October 4, 1968: The Ultimate Pitching Duel

In the Year of the Pitcher, the dream matchup everyone awaited finally took place in Game One of the 1968 World Series: Bob Gibson, owner of a stunning 1.12 ERA that was the lowest recorded in modern NL history, against Detroit’s Denny McLain, the last pitcher to win 30 games in a season. Two hours and 29 minutes after the first pitch, it was apparent that, on this day, quality would trump quantity.

In the first inning, Gibson struck out two Tigers. An inning later, he struck out the side. Two more went down on strikes in the third. By the end of five innings, Gibson had struck out nine batters, allowed just two hits and was rolling. McLain, meanwhile, was done; the Cardinals had taken the strut out of the Tigers ace, striking gold with a three-run rally in the fourth inning. He might have continued on, but his spot came up to bat in the sixth and the Tigers, desperate for offense as Gibson stayed hot, pinch hit for him. It didn’t matter. Tommy Matchick, the replacement hitter, went the way of the other Tigers on the day, unable to make a dent in Gibson’s armor.

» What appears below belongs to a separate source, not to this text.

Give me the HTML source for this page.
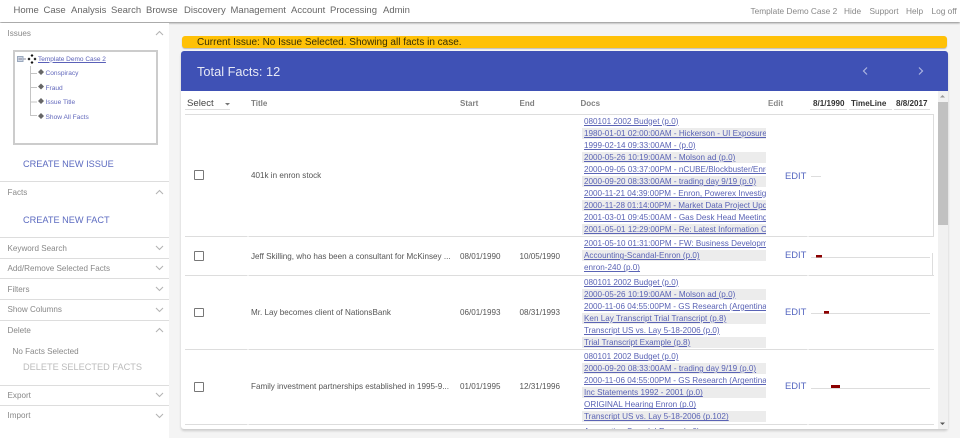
<!DOCTYPE html>
<html><head><meta charset="utf-8"><title>Facts</title>
<style>
html,body{margin:0;padding:0;width:960px;height:438px;overflow:hidden;background:#f4f4f4;font-family:"Liberation Sans",Arial,sans-serif}
#w{position:relative;width:960px;height:438px;overflow:hidden;filter:blur(.3px)}
.b{position:absolute}
.t{position:absolute;line-height:0;white-space:nowrap}
.n{font-size:9.5px;color:#666;top:11px}
.r{font-size:8.3px;color:#888;top:11px}
.s{font-size:8.1px;color:#888;left:7.5px}
.a{font-size:9.2px;color:#5c6bc0;left:23px}
.h{font-size:8px;font-weight:bold;color:#808080;top:104px}
.k{font-size:8.1px;font-weight:bold;color:#333;top:104px}
.c{font-size:8.1px;color:#555}
.e{font-size:9.4px;color:#5567c0;left:785px}
.l{font-size:6.6px;color:#6268bc;left:45.5px}
.x{position:absolute;left:194px;width:7.5px;height:7.5px;border:1.7px solid #777;border-radius:1px;background:#fff}
.d{position:absolute;left:582px;width:184px;overflow:hidden}
.d a{display:block;height:11px;margin-bottom:1.1px;line-height:11px;padding-left:2px;font-size:8.15px;color:#5a63b5;text-decoration:underline;white-space:nowrap;overflow:hidden}
.d a:nth-child(even){background:#ececec}
</style></head><body><div id="w">
<div class="b" style="left:0;top:0;width:960px;height:22px;background:#fff;box-shadow:0 1px 2px #888"></div>
<span class="t n" style="left:13.5px">Home</span><span class="t n" style="left:43.5px">Case</span><span class="t n" style="left:71px">Analysis</span><span class="t n" style="left:111px">Search</span><span class="t n" style="left:146px">Browse</span><span class="t n" style="left:184px">Discovery</span><span class="t n" style="left:230.5px">Management</span><span class="t n" style="left:291px">Account</span><span class="t n" style="left:330px">Processing</span><span class="t n" style="left:383px">Admin</span>
<span class="t r" style="left:750.5px">Template Demo Case 2</span><span class="t r" style="left:844px">Hide</span><span class="t r" style="left:869.5px">Support</span><span class="t r" style="left:906px">Help</span><span class="t r" style="left:931.5px">Log off</span>

<div class="b" style="left:0;top:23px;width:169px;height:415px;background:#fff"></div>
<span class="t s" style="top:33.7px">Issues</span>
<div class="b" style="left:13px;top:50px;width:141px;height:91px;border:2px solid #ccc;background:#fff"></div>
<span class="t" style="left:38px;top:59.5px;font-size:6.5px;color:#5a60b8;text-decoration:underline">Template Demo Case 2</span>
<span class="t l" style="top:74px">Conspiracy</span><span class="t l" style="top:88.5px">Fraud</span><span class="t l" style="top:103px">Issue Title</span><span class="t l" style="top:117.5px">Show All Facts</span>
<span class="t a" style="top:164px">CREATE NEW ISSUE</span>
<span class="t s" style="top:192.7px">Facts</span>
<span class="t a" style="top:219.5px">CREATE NEW FACT</span>
<span class="t s" style="top:248.5px">Keyword Search</span>
<span class="t s" style="top:268.5px">Add/Remove Selected Facts</span>
<span class="t s" style="top:289.5px">Filters</span>
<span class="t s" style="top:310px">Show Columns</span>
<span class="t s" style="top:330.5px">Delete</span>
<span class="t s" style="top:351.5px;left:12.5px">No Facts Selected</span>
<span class="t" style="left:23px;top:367px;font-size:9.2px;color:#bbb">DELETE SELECTED FACTS</span>
<span class="t s" style="top:395.5px">Export</span>
<span class="t s" style="top:416px">Import</span>

<div class="b" style="left:182px;top:36px;width:765px;height:12px;background:#ffc107;border-radius:3px;box-shadow:0 1px 1px #bbb"></div>
<span class="t" style="left:197px;top:42.6px;font-size:10px;color:#3a3000">Current Issue: No Issue Selected. Showing all facts in case.</span>

<div class="b" style="left:181px;top:51px;width:767px;height:378px;background:#fff;border-radius:3px;box-shadow:0 2px 2px #ccc"></div>
<div class="b" style="left:181px;top:51px;width:767px;height:40px;background:#3f51b5;border-radius:3px 3px 0 0"></div>
<span class="t" style="left:197px;top:71.5px;font-size:12.8px;color:#e6e8f5">Total Facts: 12</span>

<div class="b" style="left:938px;top:91px;width:9.5px;height:338px;background:#f1f1f1"></div>
<div class="b" style="left:938px;top:102px;width:9.5px;height:123px;background:#c1c1c1"></div>

<span class="t" style="left:187px;top:104px;font-size:9.6px;color:#444">Select</span>
<span class="t h" style="left:251px">Title</span><span class="t h" style="left:460px">Start</span><span class="t h" style="left:519.5px">End</span><span class="t h" style="left:580.5px">Docs</span><span class="t h" style="left:768px;color:#888">Edit</span>
<span class="t k" style="left:813px">8/1/1990</span><span class="t k" style="left:851px">TimeLine</span><span class="t k" style="left:896px">8/8/2017</span>

<div class="d" style="top:115.5px;height:121px">
<a>080101 2002 Budget (p.0)</a><a>1980-01-01 02:00:00AM - Hickerson - UI Exposure</a><a>1999-02-14 09:33:00AM -  (p.0)</a><a>2000-05-26 10:19:00AM - Molson ad (p.0)</a><a>2000-09-05 03:37:00PM - nCUBE/Blockbuster/Enron</a><a>2000-09-20 08:33:00AM - trading day 9/19 (p.0)</a><a>2000-11-21 04:39:00PM - Enron, Powerex Investigation</a><a>2000-11-28 01:14:00PM - Market Data Project Update</a><a>2001-03-01 09:45:00AM - Gas Desk Head Meeting</a><a>2001-05-01 12:29:00PM - Re: Latest Information Center</a>
</div>
<div class="d" style="top:238px;height:37px">
<a>2001-05-10 01:31:00PM - FW: Business Development</a><a>Accounting-Scandal-Enron (p.0)</a><a>enron-240 (p.0)</a>
</div>
<div class="d" style="top:276.5px;height:73px">
<a>080101 2002 Budget (p.0)</a><a>2000-05-26 10:19:00AM - Molson ad (p.0)</a><a>2000-11-06 04:55:00PM - GS Research (Argentina)</a><a>Ken Lay Transcript Trial Transcript (p.8)</a><a>Transcript US vs. Lay 5-18-2006 (p.0)</a><a>Trial Transcript Example (p.8)</a>
</div>
<div class="d" style="top:351px;height:73px">
<a>080101 2002 Budget (p.0)</a><a>2000-09-20 08:33:00AM - trading day 9/19 (p.0)</a><a>2000-11-06 04:55:00PM - GS Research (Argentina)</a><a>Inc Statements 1992 - 2001 (p.0)</a><a>ORIGINAL Hearing Enron (p.0)</a><a>Transcript US vs. Lay 5-18-2006 (p.102)</a>
</div>
<div class="d" style="top:425.5px;height:3.5px"><a>Accounting-Scandal-Enron (p.0)</a></div>

<div class="x" style="top:170px"></div><div class="x" style="top:251px"></div><div class="x" style="top:307.5px"></div><div class="x" style="top:382px"></div>
<span class="t c" style="left:251px;top:175.7px">401k in enron stock</span>
<span class="t c" style="left:251px;top:256.7px">Jeff Skilling, who has been a consultant for McKinsey ...</span><span class="t c" style="left:460px;top:256.7px">08/01/1990</span><span class="t c" style="left:519.5px;top:256.7px">10/05/1990</span>
<span class="t c" style="left:251px;top:312.7px">Mr. Lay becomes client of NationsBank</span><span class="t c" style="left:460px;top:312.7px">06/01/1993</span><span class="t c" style="left:519.5px;top:312.7px">08/31/1993</span>
<span class="t c" style="left:251px;top:387.2px">Family investment partnerships established in 1995-9...</span><span class="t c" style="left:460px;top:387.2px">01/01/1995</span><span class="t c" style="left:519.5px;top:387.2px">12/31/1996</span>
<span class="t e" style="top:175.6px">EDIT</span><span class="t e" style="top:255px">EDIT</span><span class="t e" style="top:312px">EDIT</span><span class="t e" style="top:386px">EDIT</span>

<svg class="b" style="left:0;top:0" width="960" height="438" viewBox="0 0 960 438" fill="none">
<g stroke="#ddd"><path d="M0 181.500H169M0 237.500H169M0 258.500H169M0 278.500H169M0 299.500H169M0 320.500H169M0 385.500H169M0 405.500H169"/></g>
<g stroke="#b5b5b5" stroke-width="1.100"><path d="M156 35l3.500-3.500 3.500 3.500M156 194l3.500-3.500 3.500 3.500M156 332l3.500-3.500 3.500 3.500"/><path d="M156 246l3.500 3.500 3.500-3.500M156 266l3.500 3.500 3.500-3.500M156 287l3.500 3.500 3.500-3.500M156 308l3.500 3.500 3.500-3.500M156 393l3.500 3.500 3.500-3.500M156 414l3.500 3.500 3.500-3.500"/></g>
<!-- tree -->
<rect x="17.500" y="56.500" width="5.500" height="5" fill="#cfd8e6" stroke="#9aa8bd"/><path d="M18.500 59h3.500M23.500 59h2.500" stroke="#889"/>
<path d="M32 54l1.500 1.500-1.500 1.500-1.500-1.500zM29 57.500l1.500 1.500-1.500 1.500-1.500-1.500zM35 57.500l1.500 1.500-1.500 1.500-1.500-1.500zM32 61l1.500 1.500-1.500 1.500-1.500-1.500z" fill="#111"/>
<g stroke="#c4c4c4"><path d="M30.500 66V115.500H37M30.500 73.500H37M30.500 87.500H37M30.500 102H37"/></g>
<g fill="#666"><path d="M41 69l3 3-3 3-3-3zM41 83.500l3 3-3 3-3-3zM41 98l3 3-3 3-3-3zM41 113l3 3-3 3-3-3z"/></g>
<!-- nav arrows -->
<g stroke="#aeb6e0" stroke-width="1.200"><path d="M867 67.500l-3.500 3.500 3.500 3.500M919 67.500l3.500 3.500-3.500 3.500"/></g>
<!-- dropdown, scroll arrows -->
<path d="M225 103h5l-2.500 2.500z" fill="#777"/>
<path d="M940 97.500h5l-2.500-2.500z" fill="#999"/><path d="M940 422.500h5l-2.500 2.500z" fill="#555"/>
<!-- table lines -->
<g stroke="#ddd"><path d="M185 114.500H934M185 236.500H934M185 275.500H934M185 349.500H934M185 424.500H934"/>
<path d="M933.500 114V237M932.500 253V275"/>
<path d="M811 176.500H821M811 257.500H930M811 313.500H930M811 388.500H930"/>
<path d="M185 109.500H230M810 109.500H847M849 109.500H892M894 109.500H930"/></g>
<g stroke="#fff"><path d="M248 236v1M808 236v1M248 275v1M808 275v1M248 349v1M808 349v1M248 424v1M808 424v1"/></g>
<g fill="#8b0000"><rect x="816" y="255" width="6" height="2.500"/><rect x="824" y="311" width="5" height="2.700"/><rect x="831" y="385" width="9" height="3"/></g>
</svg>
</div></body></html>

Up 4-0 in the top of ninth, Gibson saved his best for last. After giving up a leadoff single to Mickey Stanley, the heart of the Tigers order—Al Kaline, Norm Cash and Willie Horton—all struck out against him. Gibson’s K on Kaline tied a World Series record with his 15th on the day, and when Cardinals catcher Tim McCarver tried to point Gibson to the scoreboard acknowledging the fact, the intensely focused pitcher wasn’t interested—yelling at McCarver, “Just give me the damn ball!” The 17 overall strikeouts set the record, one that has not since been broken in the Fall Classic.